═════ Given information ═════

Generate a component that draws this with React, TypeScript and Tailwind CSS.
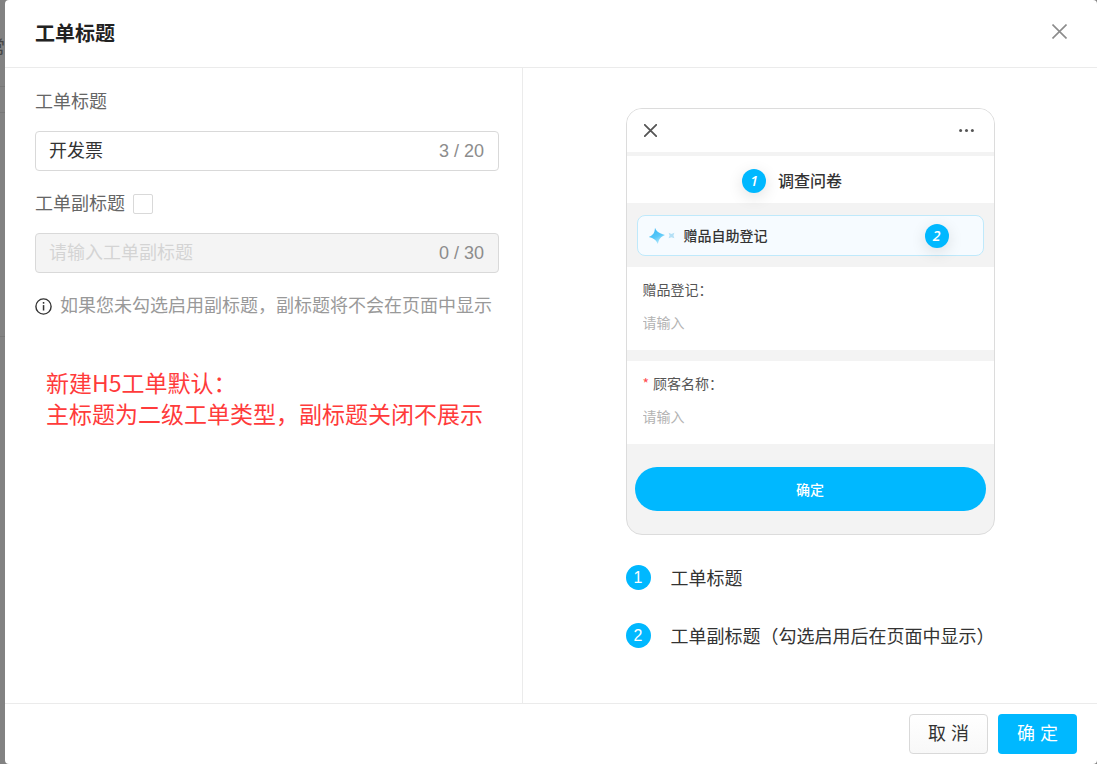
import React, { useState } from "react";

const CloseIcon = () => (
  <svg width="15" height="15" viewBox="0 0 15 15" fill="none">
    <path d="M0.5 0.5L14.5 14.5M14.5 0.5L0.5 14.5" stroke="currentColor" strokeWidth="1.6" />
  </svg>
);

const PhoneCloseIcon = () => (
  <svg width="13" height="13" viewBox="0 0 13 13" fill="none">
    <path d="M0.8 0.8L12.2 12.2M12.2 0.8L0.8 12.2" stroke="currentColor" strokeWidth="1.8" strokeLinecap="round" />
  </svg>
);

const DotsIcon = () => (
  <svg width="15" height="3" viewBox="0 0 15 3" fill="currentColor">
    <circle cx="1.6" cy="1.5" r="1.5" />
    <circle cx="7.5" cy="1.5" r="1.5" />
    <circle cx="13.4" cy="1.5" r="1.5" />
  </svg>
);

const InfoIcon = () => (
  <svg width="17" height="17" viewBox="0 0 17 17" fill="none" className="shrink-0">
    <circle cx="8.5" cy="8.5" r="7.6" stroke="currentColor" strokeWidth="1.4" />
    <rect x="7.8" y="4" width="1.5" height="1.7" fill="currentColor" />
    <rect x="7.8" y="7.1" width="1.5" height="5.4" fill="currentColor" />
  </svg>
);

const SparkIcon = () => (
  <svg width="28" height="18" viewBox="0 0 28 18" fill="none">
    <defs>
      <linearGradient id="spark" x1="4" y1="1" x2="13" y2="17" gradientUnits="userSpaceOnUse">
        <stop stopColor="#35b6f5" />
        <stop offset="0.55" stopColor="#58c8f8" />
        <stop offset="1" stopColor="#c9effd" />
      </linearGradient>
    </defs>
    <path
      d="M7 0.8C8.6 4.8 10.4 6 17 8C12.6 9.8 11.2 11.6 9.8 17C8 12.8 5.8 11.4 0.8 10C5.2 8.2 6.6 6 7 0.8Z"
      fill="url(#spark)"
    />
    <path d="M20.6 5.8L23.4 7L26.4 5.8L25.4 8.6L26.4 11.2L23.4 10.2L20.6 11.2L21.6 8.6Z" fill="#b4e0f6" />
  </svg>
);

const Badge: React.FC<{ value: number }> = ({ value }) => (
  <span className="flex size-6 items-center justify-center rounded-full bg-[#00b8ff] font-['Open_Sans',sans-serif] text-[14px] font-semibold text-white italic shadow-[0_4px_16px_rgba(0,0,0,0.12)]">
    {value}
  </span>
);

interface PhoneFieldProps {
  id: string;
  label: string;
  required?: boolean;
}

const PhoneField: React.FC<PhoneFieldProps> = ({ id, label, required }) => (
  <div className="flex h-[83px] flex-col bg-white px-4 pt-3">
    <label htmlFor={id} className="text-[14px] leading-5 text-[#555]">
      {required && <span className="mr-1 text-[#ff4d4f]">*</span>}
      {label}
    </label>
    <input
      id={id}
      placeholder="请输入"
      className="mt-[13px] h-5 w-full bg-transparent text-[14px] text-[#333] outline-none placeholder:text-[#b3b3b3]"
    />
  </div>
);

const PhonePreview = () => (
  <div className="w-full max-w-[369px] overflow-hidden rounded-2xl border border-[#dcdcdc] bg-[#f3f3f3] font-['Noto_Sans_CJK_SC',sans-serif]">
    <div className="flex h-[43px] items-center justify-between bg-white pr-5 pl-[17px] text-[#555]">
      <button type="button" aria-label="关闭预览">
        <PhoneCloseIcon />
      </button>
      <button type="button" aria-label="更多">
        <DotsIcon />
      </button>
    </div>
    <div className="mt-1 flex h-[47px] items-center justify-center bg-white">
      <div className="relative">
        <div className="absolute top-0 right-full mr-3">
          <Badge value={1} />
        </div>
        <h3 className="text-[16px] leading-[22px] font-medium text-[#333]">调查问卷</h3>
      </div>
    </div>
    <div className="px-[10px] pt-3 pb-[11px]">
      <div className="flex h-[41px] items-center rounded-lg border border-[#bfe9fb] bg-[#f6fbff] pr-[34px] pl-[10px]">
        <SparkIcon />
        <span className="ml-2 flex-1 text-[14px] font-medium text-[#333]">赠品自助登记</span>
        <Badge value={2} />
      </div>
    </div>
    <div className="flex flex-col gap-[11px]">
      <PhoneField id="gift" label="赠品登记：" />
      <PhoneField id="customer" label="顾客名称：" required />
    </div>
    <div className="px-2 py-[23px]">
      <button type="button" className="h-11 w-full rounded-full bg-[#00b8ff] text-[14px] font-medium text-white">
        确定
      </button>
    </div>
  </div>
);

const legend = ["工单标题", "工单副标题（勾选启用后在页面中显示）"];

export default function App() {
  const [title, setTitle] = useState("开发票");
  const [subtitle, setSubtitle] = useState("");
  const [enabled, setEnabled] = useState(false);

  return (
    <div
      lang="zh-CN"
      className="flex min-h-screen bg-[#828282] font-['Liberation_Sans','Noto_Sans_CJK_SC',sans-serif] text-[18px] text-[#333]"
    >
      {/* strip of the page behind the dialog */}
      <div aria-hidden="true" className="w-[5px] shrink-0 overflow-hidden">
        <div className="flex h-[87px] justify-end border-b border-[#777] pt-[34px] leading-7 text-[#444]">常</div>
        <div className="h-[26px] border-b border-[#777]" />
        <div className="h-56 border-b border-[#777]" />
      </div>

      <div role="dialog" aria-labelledby="dialog-title" className="flex min-w-0 flex-1 flex-col rounded bg-white">
        <header className="flex h-[68px] items-start justify-between border-b border-[#ebebeb] px-[30px] pt-6">
          <h2 id="dialog-title" className="text-[20px] leading-5 font-bold text-[#222]">
            工单标题
          </h2>
          <button type="button" aria-label="关闭" className="text-[#8c8c8c]">
            <CloseIcon />
          </button>
        </header>

        <main className="grid flex-1 grid-cols-[518fr_574fr]">
          <section className="flex flex-col gap-[18px] border-r border-[#ebebeb] pt-[19px] pr-[23px] pl-[30px]">
            <div>
              <label htmlFor="title" className="block leading-[30px] text-[#666]">
                工单标题
              </label>
              <div className="mt-[14px] flex h-10 items-center rounded border border-[#d9d9d9] pr-[14px] pl-[13px]">
                <input
                  id="title"
                  value={title}
                  maxLength={20}
                  onChange={(e) => setTitle(e.target.value)}
                  className="min-w-0 flex-1 bg-transparent outline-none"
                />
                <span className="text-[#8c8c8c]">{title.length} / 20</span>
              </div>
            </div>

            <div>
              <div className="flex items-center gap-2">
                <label htmlFor="subtitle" className="leading-[30px] text-[#666]">
                  工单副标题
                </label>
                <input
                  type="checkbox"
                  aria-label="启用副标题"
                  checked={enabled}
                  onChange={(e) => setEnabled(e.target.checked)}
                  className="size-5 appearance-none rounded-xs border border-[#d9d9d9] bg-white checked:bg-[#00b8ff]"
                />
              </div>
              <div className="mt-[14px] flex h-10 items-center rounded border border-[#d9d9d9] bg-[#f4f4f4] pr-[14px] pl-[13px]">
                <input
                  id="subtitle"
                  value={subtitle}
                  maxLength={30}
                  disabled={!enabled}
                  placeholder="请输入工单副标题"
                  onChange={(e) => setSubtitle(e.target.value)}
                  className="min-w-0 flex-1 bg-transparent outline-none placeholder:text-[#d4d4d4]"
                />
                <span className="text-[#8c8c8c]">{subtitle.length} / 30</span>
              </div>
            </div>

            <div className="flex items-center gap-2">
              <InfoIcon />
              <p className="leading-[30px] whitespace-nowrap text-[#999]">
                如果您未勾选启用副标题，副标题将不会在页面中显示
              </p>
            </div>

            <p className="mt-7 ml-[11px] font-['Noto_Sans_CJK_SC',sans-serif] text-[23px] leading-[31px] whitespace-nowrap text-[#ff3b3b]">
              新建H5工单默认：
              <br />
              主标题为二级工单类型，副标题关闭不展示
            </p>
          </section>

          <section className="flex flex-col items-center px-6 pt-10">
            <PhonePreview />
            <ul className="mt-[30px] flex w-full max-w-[369px] flex-col gap-[33px]">
              {legend.map((text, index) => (
                <li key={text} className="flex h-[25px] items-center gap-5">
                  <span className="flex size-[25px] shrink-0 items-center justify-center rounded-full bg-[#00b8ff] text-[16px] text-white">
                    {index + 1}
                  </span>
                  <span className="pt-1 whitespace-nowrap">{text}</span>
                </li>
              ))}
            </ul>
          </section>
        </main>

        <footer className="flex justify-end gap-[10px] border-t border-[#ebebeb] px-5 py-[10px]">
          <button
            type="button"
            className="h-10 w-[79px] rounded border border-[#d9d9d9] bg-linear-to-b from-white to-[#f8f8f8]"
          >
            取 消
          </button>
          <button type="button" className="h-10 w-[79px] rounded bg-[#00b8ff] text-white">
            确 定
          </button>
        </footer>
      </div>
    </div>
  );
}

═════

• **Written exercise**
Display every line of the listing that contains the string "React".

• **Response to this task**
Generate a component that draws this with React, TypeScript and Tailwind CSS.
import React, { useState } from "react";
const Badge: React.FC<{ value: number }> = ({ value }) => (
const PhoneField: React.FC<PhoneFieldProps> = ({ id, label, required }) => (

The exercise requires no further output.